So, I used these primers to check my fastq files, and also performed an exploratory analysis to check the overrepresented sequences in my data, if I can myself get those primers.

What I observed was that:

1- FastQC “overrepresented sequences”: matches V3–V4 primers.

2- R script (ShortRead/Biostrings; first ≤120 bp, IUPAC, ≤2 mismatches):

  • R1 shows sizeable hits for V3–V4 F (≈16–22% across samples).

  • R2 shows sizeable hits for the V3–V4 reverse primer (R) (≈20%).

  • R1 also shows non-trivial hits for V4–V5 F (≈10–27%) and small for ITS F (≈0.2–0.9%), but R2 does not show the matching reverse primer for those regions (0 read)

Does this evidence conclusively indicate that only V3–V4 is present?

I really appreciate your help. Thanks !

Hi Oty,

Ugh. What a pain for you. I’d strongly suggest you find a vendor that will give you the information you want as well as data from only one region at a time. This will be a mess. I strongly encourage that people only use the V4 region for reasons explained here. Yes that post is 10+ years old. Nothing has changed :slight_smile:

It is hard to say whether you should expect the primers to be present without knowing how the sequencing was done. For example using our Kozich approach you will not see the primers we used to sequence the reads. Other methods resequence the primers for every read.
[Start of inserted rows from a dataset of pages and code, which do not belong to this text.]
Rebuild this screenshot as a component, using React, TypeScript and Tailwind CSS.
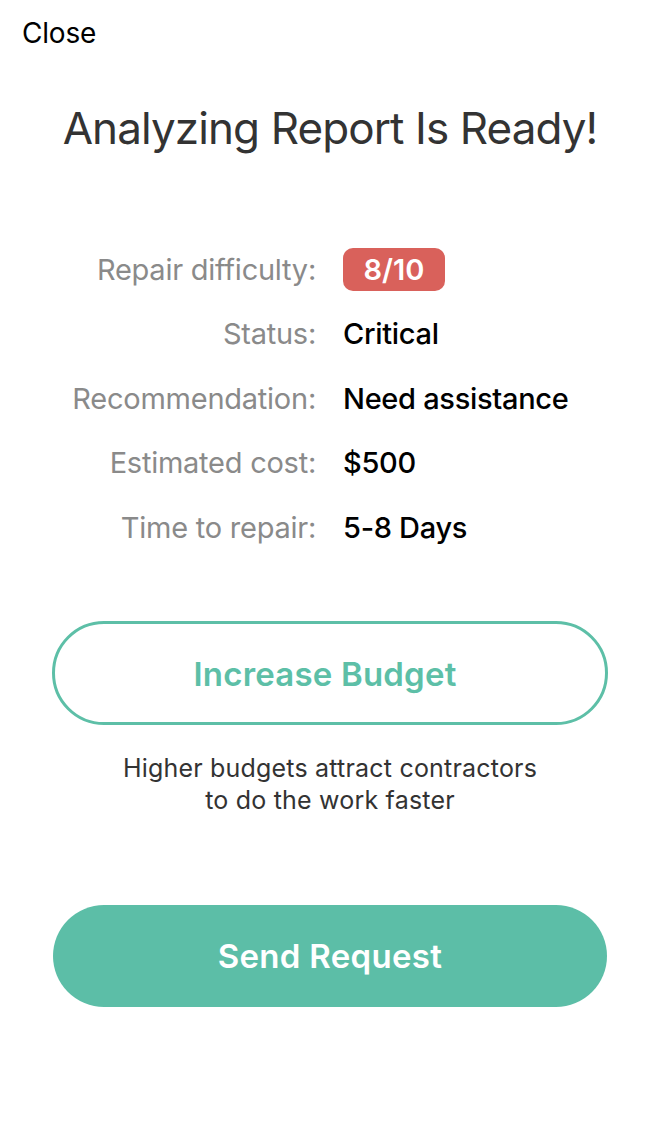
const rows: { label: string; value: string; badge?: boolean }[] = [
  { label: 'Repair difficulty:', value: '8/10', badge: true },
  { label: 'Status:', value: 'Critical' },
  { label: 'Recommendation:', value: 'Need assistance' },
  { label: 'Estimated cost:', value: '$500' },
  { label: 'Time to repair:', value: '5-8 Days' },
];

export default function App() {
  return (
    <div className="min-h-screen w-[660px] bg-white font-['Inter',sans-serif]">
      {/* Top bar */}
      <div className="flex h-[66px] items-center px-[22px]">
        <button className="text-[28px] tracking-[-0.2px] text-black">Close</button>
      </div>

      {/* Title */}
      <h1 className="mt-[34px] text-center text-[44px] leading-[56px] tracking-[-0.9px] text-[#333333]">
        Analyzing Report Is Ready!
      </h1>

      {/* Report details */}
      <div className="mt-[81px] grid grid-cols-[316px_1fr] gap-x-[27px]">
        {rows.map((row) => (
          <div key={row.label} className="contents">
            <div className="flex h-[64.5px] items-center justify-end text-[29px] tracking-[-0.25px] text-[#8a8a8a]">
              {row.label}
            </div>
            <div className="flex h-[64.5px] items-center">
              {row.badge ? (
                <span className="flex h-[43px] w-[102px] items-center justify-center rounded-[10px] bg-[#d9615b] text-[29px] font-semibold text-white">
                  {row.value}
                </span>
              ) : (
                <span className="text-[29px] font-medium tracking-[-0.3px] text-black">{row.value}</span>
              )}
            </div>
          </div>
        ))}
      </div>

      {/* Increase budget */}
      <button className="mx-auto mt-[61px] flex h-[104px] w-[556px] items-center justify-center rounded-full border-[3px] border-[#5dbfa7] pt-[4px] pr-[10px] text-[33px] font-semibold tracking-[0.2px] text-[#5dbfa7]">
        Increase Budget
      </button>
      <p className="mt-[27px] text-center text-[25px] leading-[32px] tracking-[0.2px] text-[#333333]">
        Higher budgets attract contractors
        <br />
        to do the work faster
      </p>

      {/* Send */}
      <button className="mx-auto mt-[89px] flex h-[102px] w-[554px] items-center justify-center rounded-full bg-[#5cbea7] pt-[2px] text-[33px] font-semibold tracking-[0.3px] text-white">
        Send Request
      </button>
    </div>
  );
}
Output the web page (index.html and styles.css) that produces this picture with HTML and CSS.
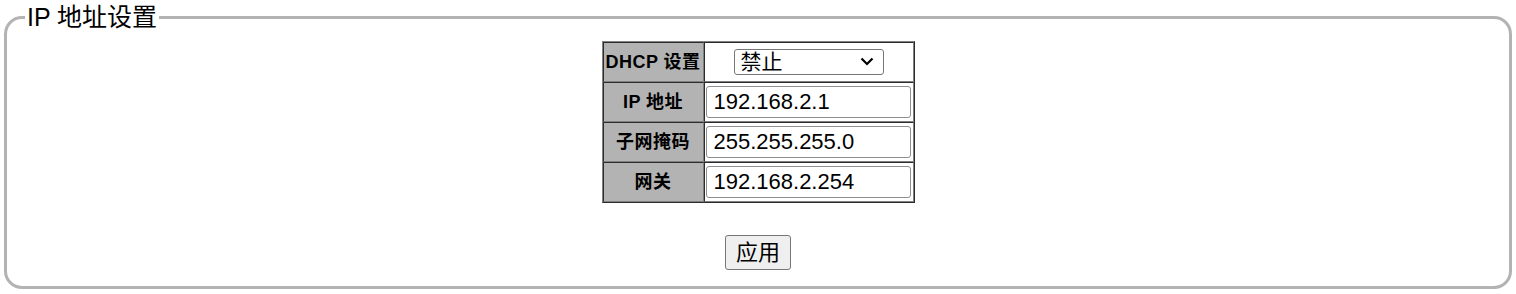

If you’re finding primers they should be at the beginning of the sequence read, not embedded in them. For example, you will probably find the V4-V5 forward primer embedded in V3-V4 sequences since the two regions overlap.

My suggestion would be to take your forward reads and align them to a reference using mothur’s align.seqs() function and then use summary.seqs() to see where those sequences start in the alignment. They should start at three general locations corresponding to where the V3F, V4F, and ITSF primers align. You could also repeat this with the reverse reads although you’ll likely need to use flip = T to align the reverse complement of the R2 reads.

Hope this is helpful,
Pat